Publiziert von Bergamotte , 1. Juni 2021 um 14:53.

Region: Welt » Schweiz » Freiburg
Tour Datum:31 Mai 2021
Wandern Schwierigkeit: T6 - schwieriges Alpinwandern
Klettern Schwierigkeit: II (UIAA-Skala)
Wegpunkte:
Geo-Tags: CH-FR   Les Dents Vertes 
Zeitbedarf: 5:30
Aufstieg: 1500 m
Abstieg: 1500 m
Zufahrt zum Ausgangspunkt:cff logo Charmey (Gruyère), village
Unterkunftmöglichkeiten:Restaurant Dents-Vertes / Auberge de Tissiniva (chez Dudu)
Kartennummer:1225 Gruyères

Letzten November hatte ich die Dents Vertes hinter Charmey überschritten - ein wilder und anspruchsvoller Saisonhöhepunkt. Bereits während der Tour trieb mich die Frage einer Fortsetzung nach Westen um. Lassen sich die Dents Vertes mit den Vanils kombinieren? Der Routenvorschlag im SAC-Führer mit mehreren Abseilmanövern vermochte mich nie zu überzeugen. Das muss auch einfacher gehen! Ausgehend von einigen Fotos und der 10'000er Landeskarte war ich zuversichtlich, gangbare Wege über die beiden Schlüsselstellen zwischen dem Col du Ganet und der Pointe sur le Roc zu finden.

Nach halb neun breche ich auf vom grossen Parkplatz der Gondelbahn in Charmey (877m). Kurz der Strasse entlang und dann über den Wanderweg ostwärts, hier verläuft auch der "Sentier Ludique". In der Spitzkehre bei ca. 1045m greife ich zum SAC-Führer, er wird mir durchs (weglose) Dickicht helfen. Kurz nach der Kurve entdecke ich linkerhand das erwähnte Felsentor und steige dort rechterhand weglos in Falllinie hoch. Das geht ganz ordentlich. Oben minim rechtshaltend treffe ich auf eine Lichtung (umzäunt), verpasse dann aber den empfohlenen Anschluss über eine Wegspur.
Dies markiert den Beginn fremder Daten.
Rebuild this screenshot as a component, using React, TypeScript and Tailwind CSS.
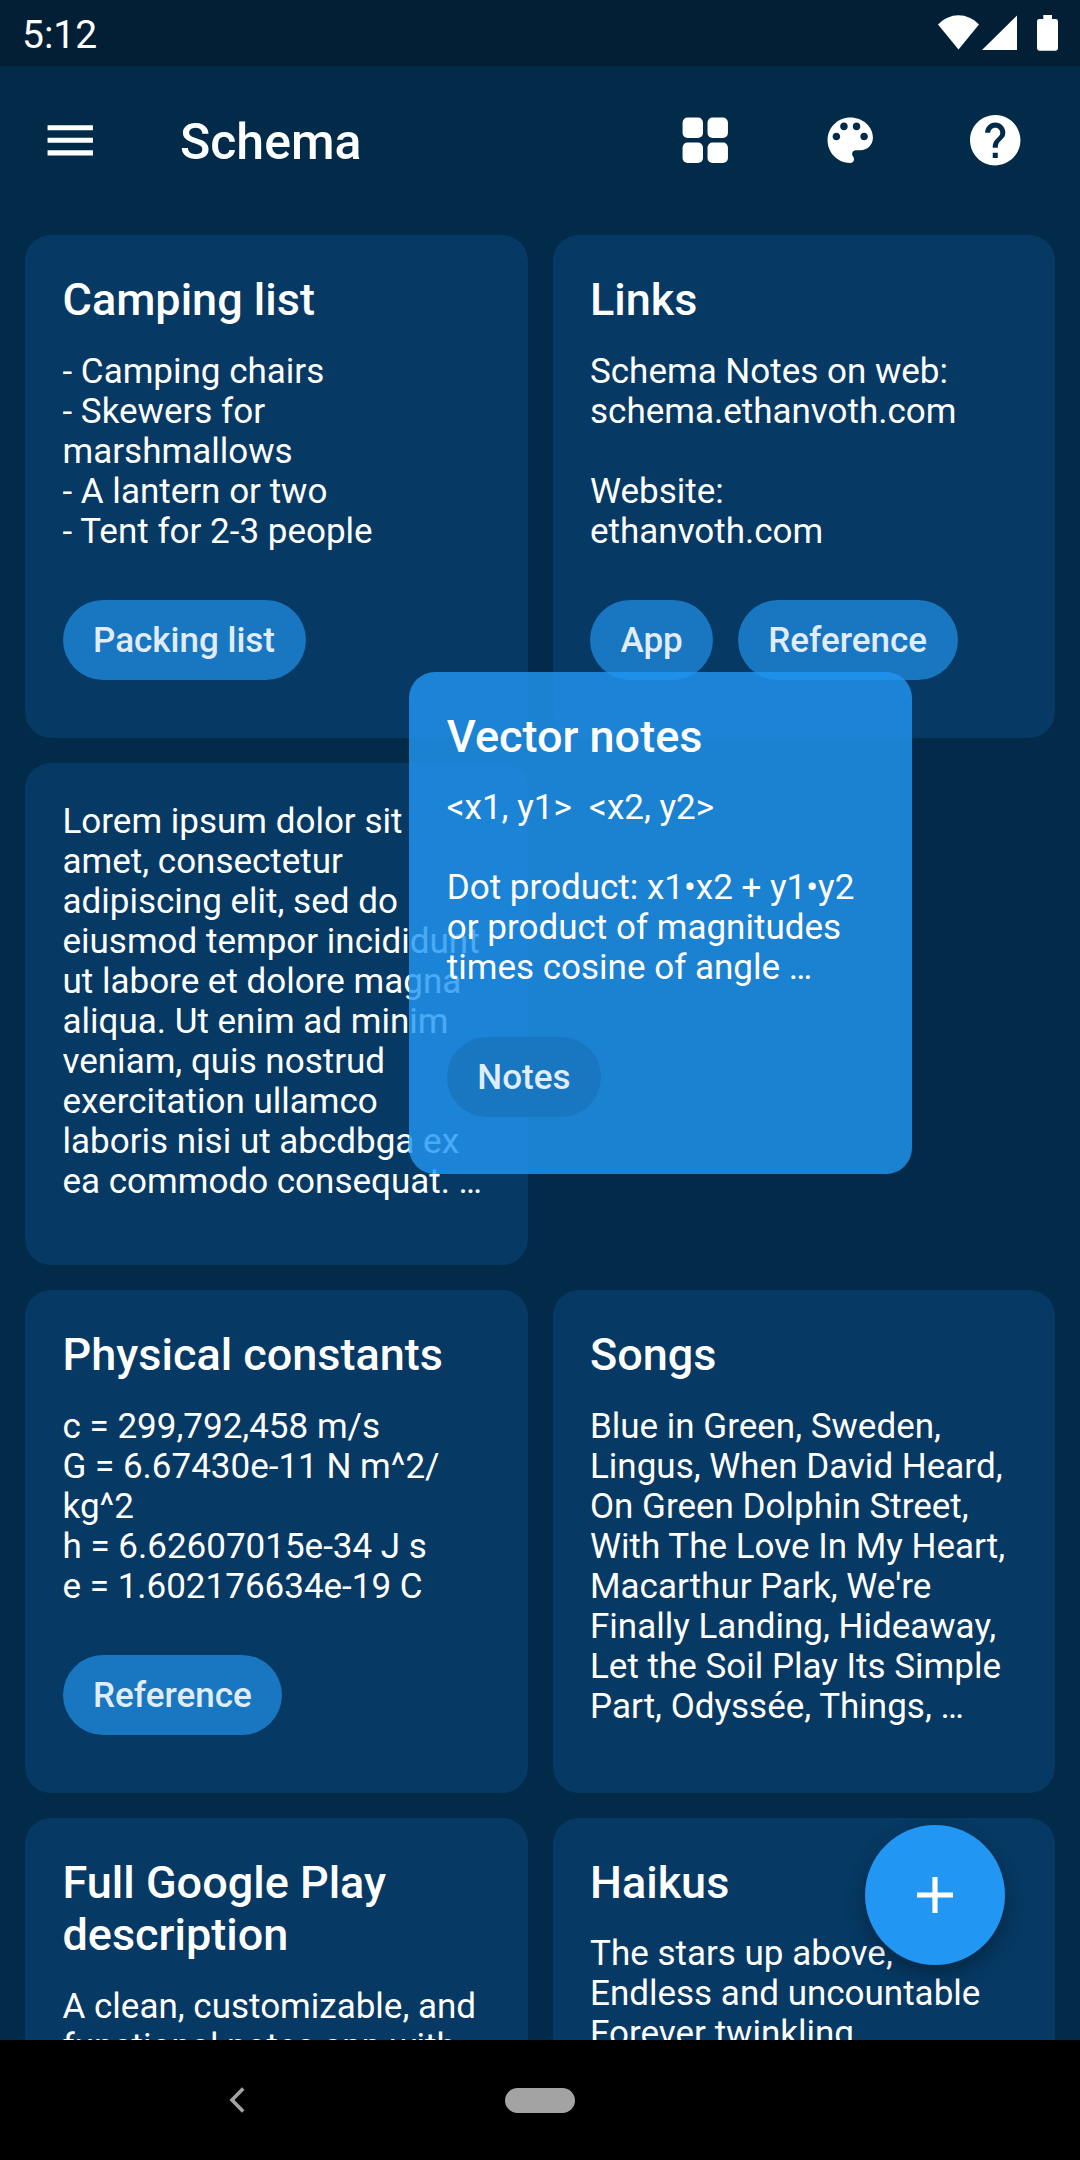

Also der Nase und dem GPS nach durch dichten Wald, eher mühsam. Weiter oben kreuze ich dann doch den schwachen Weg, regelmässig markiert mit Plastikbändeln. Ich folge ihm vorübergehend nach SW, verlasse ihn zuletzt, um zum Mont Chupiaô (1238m) aufzusteigen. Verwachsen, kein Panorama, wenig lohnend.
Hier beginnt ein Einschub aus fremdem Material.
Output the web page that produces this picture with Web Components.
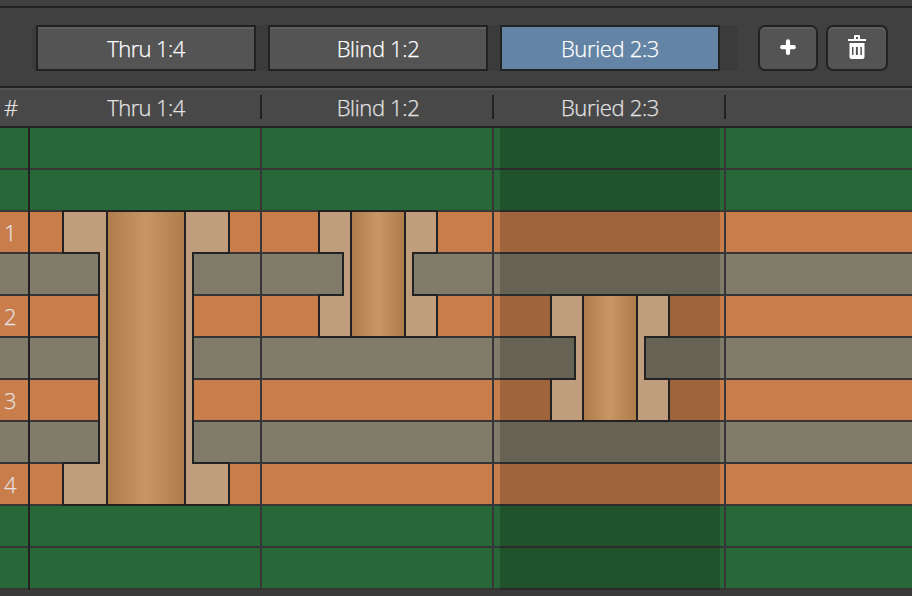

Der Weiterweg zum Brenloz bleibt vorerst botanisch. Man sucht sich halt eine mögliche Linie durchs Waldband. Wobei, man sollte unbedingt die Südwand der Dent Bêche (ohne Name und Kote auf LK, bei Interesse s. Archivroute im SAC-Tourenportal) anpeilen, denn dort verläuft ein Wildwechsel, welcher die Steiltraverse entscheidend vereinfacht. Ich erreiche den Verbindungskamm zwischen Brenloz (1463m) und Pointe des Chambres und gewinne ersteren nicht direkt über seinen SE-Grat, sondern die Südflanke (T6-). Vor Ort ist das offensichtlich. Oben nette Aussicht, vor allem auf Charmey. Wieder unten begehe ich den Verbindungskamm zur Pointe des Chambres (ohne Name auf LK), einigen Hindernissen ausweichend. Das ist alles detailliert beschrieben im Führer. Und hey, die Gegend wird doch ab und zu begangen, was ich anhand von Drahtseilen in einem kleinen Sattel folgere. Wer nur die Vanils begeht, kann über diese Scharte zurück nach Charmey absteigen (s. Führer, bis hier sehr gut dokumentiert). Zuletzt immer steiler die Flanke hoch, um zuletzt den Grat zu gewinnen (T6-) und in luftigen, aber wenigen Metern die "Pointe des Chambres" (ca. 1490m). Kurze Pause bei toller Rundumsicht und gutem Einblick in den Weiterweg Richtung Dents Vertes.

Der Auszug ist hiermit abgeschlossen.